From today's TIMES and NEWS-STAR
Another
way ESPN has changed the world:
Choreographed,
and sometimes forced, celebration.
Gag.
I
have not watched “The Price is Right” since I had the mumps and missed school
when I was 8. (What a bittersweet week THAT was.) If a lady from Tacoma cries
when she wins the Grand Prize Showcase, I respect that. I’ve got to believe she
really needed the washer and dryer and the trip to Tahiti.
But
if she starts crying for joy, then reaches behind her, grabs a bucket of
Gatorade and douses Bob Barker/Drew Carey, my gut tells me she’s not sincere.
Picture
Charles Nelson Reilly getting an answer right and then, “overcome with
excitement,” diving from the top corner of the Hollywood Squares onto the stage
and into either a wash tub or the arms of Rose Marie.
No
good. Too planned.
So
maybe this is a little scary to share because maybe it means I am getting as
old as Mt. Rushmore, but all these football and baseball celebrations and
gyrations in games that aren’t for the Big Enchilada seem overwrought with “look
at me!” instead of “look at what our team did!”
Sigh…
Baseball
now has wild card, one-game playoffs. Tampa Bay won a one-game playoff to
advance to the next series and their star pitcher pulled out Silly String and
stringed everyone. That is a bit premature as this sort of one-game playoff is
not quite like 1951 and Thomson hitting The Shot Heard ’Round the World to
decide who goes to the World Series. Besides, four games later, Tampa was out
of the race. That’s a lot of wasted Silly String.
The
Los Angeles Dodgers were tearing jerseys off each other after beating Atlanta
in a best-of-five series last week, but that only advanced them to the League
Championship Series.
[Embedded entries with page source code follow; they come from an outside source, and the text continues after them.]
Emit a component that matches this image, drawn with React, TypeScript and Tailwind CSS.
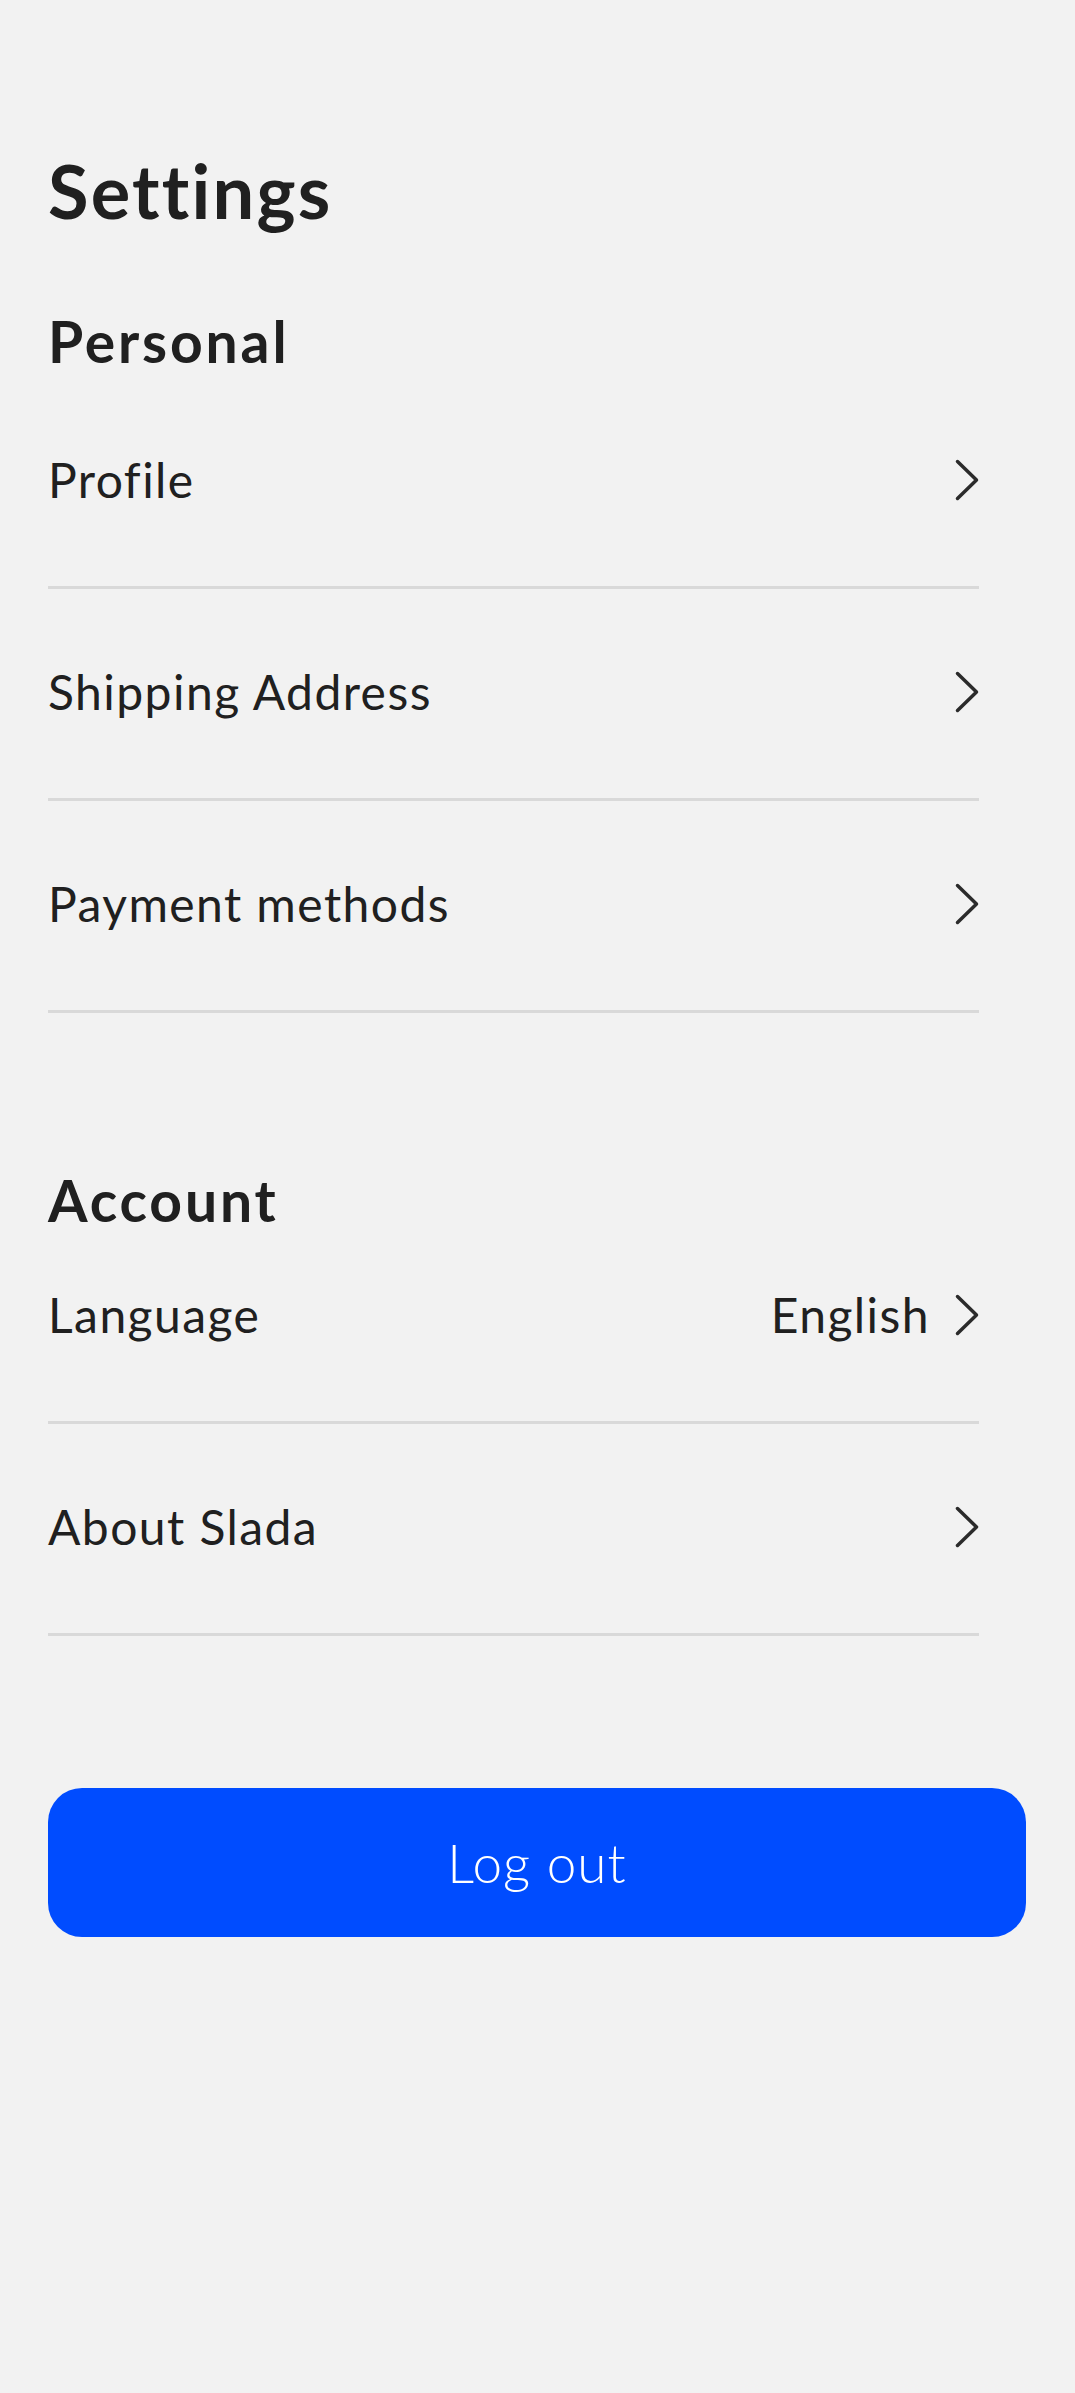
const Chevron = () => (
  <svg width="24" height="42" viewBox="0 0 24 42" fill="none" className="shrink-0">
    <polyline
      points="2.5,2.5 21.5,21 2.5,39.5"
      stroke="#2b2b2b"
      strokeWidth="3.5"
      strokeLinecap="round"
      strokeLinejoin="round"
    />
  </svg>
);

type RowProps = { label: string; value?: string };

const Row = ({ label, value }: RowProps) => {
  return (
    <div className="flex items-center justify-between pb-[82px] border-b-[3px] border-[#d9d9d9]">
      <p className="text-[48px] leading-[48px] tracking-[0.03em] text-[#202020]">{label}</p>
      <div className="flex items-center gap-[25px]">
        {value && (
          <p className="text-[48px] leading-[48px] tracking-[0.03em] text-[#202020]">{value}</p>
        )}
        <Chevron />
      </div>
    </div>
  );
};

const App = () => {
  return (
    <div
      className="min-h-[2393px] w-full bg-[#f2f2f2] pl-[48px] pr-[49px] pt-[154px]"
      style={{ fontFamily: "Lato, 'Noto Sans', sans-serif" }}
    >
      <h1 className="text-[74px] leading-[74px] font-bold tracking-[0.03em] text-[#202020]">
        Settings
      </h1>

      <h2 className="mt-[85px] text-[57px] leading-[57px] font-bold tracking-[0.05em] text-[#202020]">
        Personal
      </h2>
      <div className="mt-[86px] mr-[47px] flex flex-col gap-[79px]">
        <Row label="Profile" />
        <Row label="Shipping Address" />
        <Row label="Payment methods" />
      </div>

      <h2 className="mt-[159px] text-[57px] leading-[57px] font-bold tracking-[0.05em] text-[#202020]">
        Account
      </h2>
      <div className="mt-[62px] mr-[47px] flex flex-col gap-[79px]">
        <Row label="Language" value="English" />
        <Row label="About Slada" />
      </div>

      <button className="mt-[152px] flex h-[149px] w-full items-center justify-center rounded-[34px] bg-[#004cff] text-[53px] font-light tracking-[0.02em] text-white">
        Log out
      </button>
    </div>
  );
};

export default App;
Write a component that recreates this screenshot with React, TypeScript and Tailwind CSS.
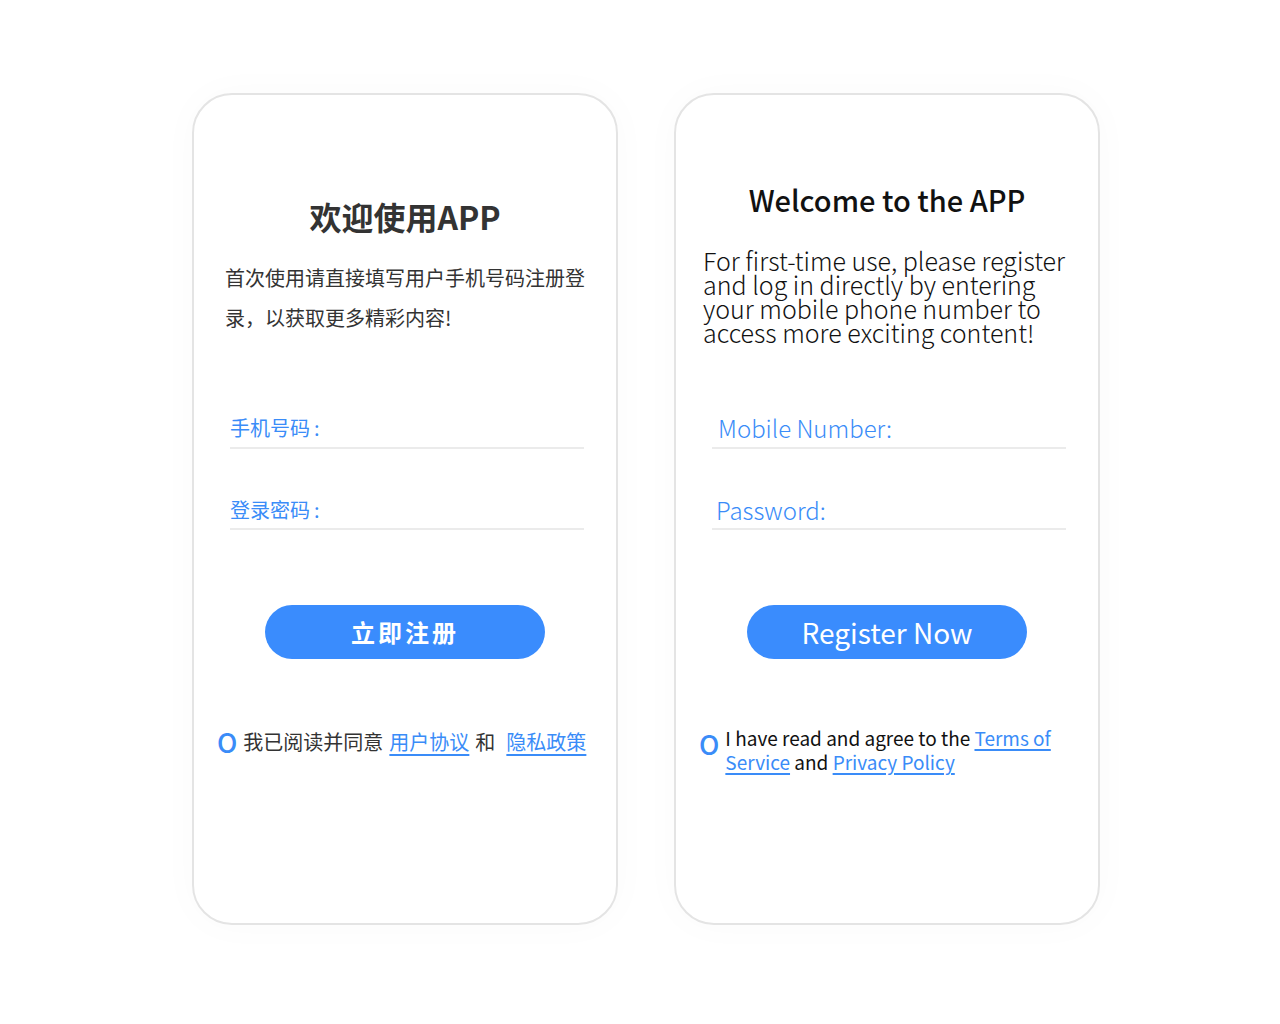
import React from "react";

const cjk = "font-['Noto_Sans_CJK_SC',sans-serif]";

function Field({ label, className, labelClass }: { label: React.ReactNode; className: string; labelClass: string }) {
  return (
    <div className={`ml-[36px] mr-[32px] border-b-2 border-[#ebebeb] ${className}`}>
      <div className={`h-[30px] leading-[30px] text-[#3a8cf8] ${labelClass}`}>{label}</div>
    </div>
  );
}

function Card({ children, className }: { children: React.ReactNode; className?: string }) {
  return (
    <div
      className={`w-[426px] h-[832px] shrink-0 bg-white border-2 border-[#e4e4e4] rounded-[40px] shadow-[0_0_40px_rgba(0,0,0,0.025)] flex flex-col ${cjk} ${className ?? ""}`}
    >
      {children}
    </div>
  );
}

function Ring() {
  return <span className="text-[#3a8cf8] text-[27px] font-medium leading-[30px]">O</span>;
}

function ChineseCard() {
  return (
    <Card className="pt-[101px] text-[#333333]">
      <h1 className="h-10 leading-10 text-center text-[32px] font-bold">欢迎使用APP</h1>
      <p className="mt-[22px] pl-[31px] pr-[26px] text-[20px] leading-10">
        首次使用请直接填写用户手机号码注册登录，以获取更多精彩内容!
      </p>
      <Field
        label={<>手机号码<span className="ml-[4px]">:</span></>}
        className="mt-[75px] pb-[4px]"
        labelClass="text-[20px]"
      />
      <Field
        label={<>登录密码<span className="ml-[4px]">:</span></>}
        className="mt-[46px] pb-[3px]"
        labelClass="text-[20px]"
      />
      <button className="mt-[75px] mx-auto w-[280px] h-[54px] rounded-full bg-[#3a8cfd] text-white text-[24px] font-bold tracking-[3px]">
        立即注册
      </button>
      <div className="mt-[68px] pl-[23px] flex items-center h-[30px] text-[20px]">
        <Ring />
        <span className="ml-[6px]">我已阅读并同意</span>
        <a className="ml-[6px] text-[#3a8cf8] underline underline-offset-[4px] decoration-[1.5px]">用户协议</a>
        <span className="ml-[6px]">和</span>
        <a className="ml-[11px] text-[#3a8cf8] underline underline-offset-[4px] decoration-[1.5px]">隐私政策</a>
      </div>
    </Card>
  );
}

function EnglishCard() {
  return (
    <Card className="pt-[84px] text-[#111111]">
      <h1 className="h-10 leading-10 text-center text-[29px] font-medium">Welcome to the APP</h1>
      <p className="mt-[29px] pl-[27px] pr-[20px] text-[25px] leading-[24px] font-light">
        For first-time use, please register and log in directly by entering your mobile phone number to access more exciting content!
      </p>
      <Field label="Mobile Number:" className="mt-[69px] pb-[4px]" labelClass="pl-[6px] text-[24px] font-light" />
      <Field label="Password:" className="mt-[46px] pb-[3px]" labelClass="pl-[4px] text-[24px] font-light" />
      <button className="mt-[75px] mx-auto w-[280px] h-[54px] rounded-full bg-[#3a8cfd] text-white text-[28px]">
        Register Now
      </button>
      <div className="mt-[67px] pl-[23px] pr-[30px] flex items-start text-[19px] leading-[24px]">
        <span className="mt-[3px]">
          <Ring />
        </span>
        <p className="ml-[6px]">
          I have read and agree to the{" "}
          <a className="text-[#3a8cf8] underline underline-offset-[3px] decoration-[1.5px]">Terms of Service</a> and{" "}
          <a className="text-[#3a8cf8] underline underline-offset-[3px] decoration-[1.5px]">Privacy Policy</a>
        </p>
      </div>
    </Card>
  );
}

export default function App() {
  return (
    <div className="w-[1280px] h-[1024px] bg-white pt-[93px] pl-[192px] flex gap-[56px]">
      <ChineseCard />
      <EnglishCard />
    </div>
  );
}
And then there will be the World Series. In other words,
the Dodgers still had EIGHT MORE GAMES TO WIN to become world champions.
So
why the goggles for the Beer and Champagne Baths when you still have games to
win?
The
answer is ESPN. These players grew up watching people celebrate. First it was
celebrating a title, but slowly it’s grown into celebrating their time on
television. Today’s players are conditioned to perform for television.
When
Don Larsen pitched the only perfect game in World Series history, he WALKED OFF
THE MOUND. His catcher, Yogi Berra, Berra-hugged him. Sweet.
I
watched the 1965 World Series on a DVD recently and when Koufax shut out the
Twins in Game 7, he walked off the mound and his teammates hugged him as they hopped
toward their dugout. And that was GAME SEVEN!
Thomson
and the Giants went crazy in the Polo Grounds in 1951 because they came from
four runs down in the final inning to advance to the World Series. Mazeroski’s
homer in the 9th won the 1960 World Series and set off a wild
celebration at Forbes Field. Nothing scripted. You can watch the replays and
still feel authenticity.
Today,
with most postseason wins, athletes go overboard. But it’s all they’ve known. TV
orchestrates it. With so many sports televised, someone is always celebrating something
on sports television. And that’s led to choreographed first-down gyrations in
September, end zone dances, Gatorade baths (Make it stop!), and – this is the
worst – receivers pretending to whip flags out of their pants, demanding a
penalty whenever they don’t catch a pass in tight coverage. Tail wagging dog.
Sports
is still the only REAL reality television. Except, sadly, when it’s not.